The band Ritchie Blackmore thought the world would be better without: “Abhorrent”
When you’ve been in the game as long as Ritchie Blackmore, speaking your honest views and opinions comes a bit easier – but it also helps if you’re already outspoken to begin with.
On top of this, if, like Blackmore, you had your start in an arena as cut-throat and competitive as rock can be, then it’s more likely that you’ll let slip a negative remark or two, especially when it comes to bands and artists that everybody seems to be loving and celebrating, and you can’t understand why.
For Blackmore, it often came down to this. Whenever he’d look at those around him, he saw imitation instead of innovation, and a lack of substance instead of talent or musical excellence. For instance, he once said that Cream’s only offering was imitating older blues styles and legends, and that he was never “knocked out” by Eric Clapton’s guitar playing.
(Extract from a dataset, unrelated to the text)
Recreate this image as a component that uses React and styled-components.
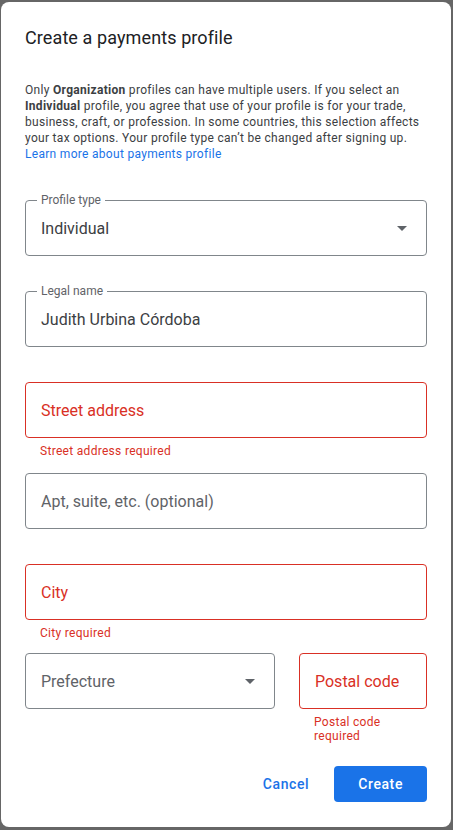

He was also sceptical about The Rolling Stones for similar reasons, though his comments seemed far more charged with bitterness than they had been about Clapton, likely because The Stones were more forceful when it came to what it was that they were about – and Blackmore, as always, despised it when people were inauthentic and tried to pass off as things that they weren’t.
As is evidenced by his comments to Trouser Press in the 1970s, “The Stones? I considered them idiots. It was just a nick from Chuck Berry riffs. Chuck Berry was OK. Sometimes I’m outspoken, but I don’t have any time for The Stones. I can see why they’re respected, and their rhythms are very good, very steady on record. I respect them, but I don’t like them.”

On the punk scene, Blackmore once said he didn’t really buy into the whole idea because it seemed more like hype than good music and rallying cries for a better society. And when bands like The Police started to replace the rawer tropes of traditional rock ‘n’ roll like Deep Purple, Blackmore had something to say about that, too.
“I think it was on the first part of the tour, in Australia,” he said, recalling to Metal Hammer in 1987 why their reunion would succeed. “I suddenly realised that there was a gap for this type of music because only ZZ Top were doing that aggressive stuff.”
Adding, “Everyone was playing like The Police. And can I state here that I hate The Police? There just wasn’t a band playing that earthy kind of rock. Our music isn’t contrived, and there isn’t that sheen of gloss… As long as the world doesn’t need The Police, that’s all I care about.”
Somehow, it seemed that the two bands were fated to dismiss each other, especially when you consider that there was no active overlap between them, and that Sting delivered a similar review a few years earlier, telling Musician magazine that he “hated” bands like Deep Purple, and described them as “abhorrent”.
He said, “It was a very rich education which was totally outside of rock and roll. I wasn’t interested in rock’n’roll. The halcyon days for me to be interested in rock music were the early ’70s. I found the rock music of the time abhorrent. It was Led Zeppelin, Deep Purple – music I just hated.”
Evidently, their mutual dislike came down to differing tastes, with Blackmore preferring something harder and heavier that hinged on the more familiar pillars of traditional rock ‘n’ roll. Sting, on the other hand, never looked in that direction to begin with, instead preferring to explore his own diverse tastes to create something that existed solely in its own category.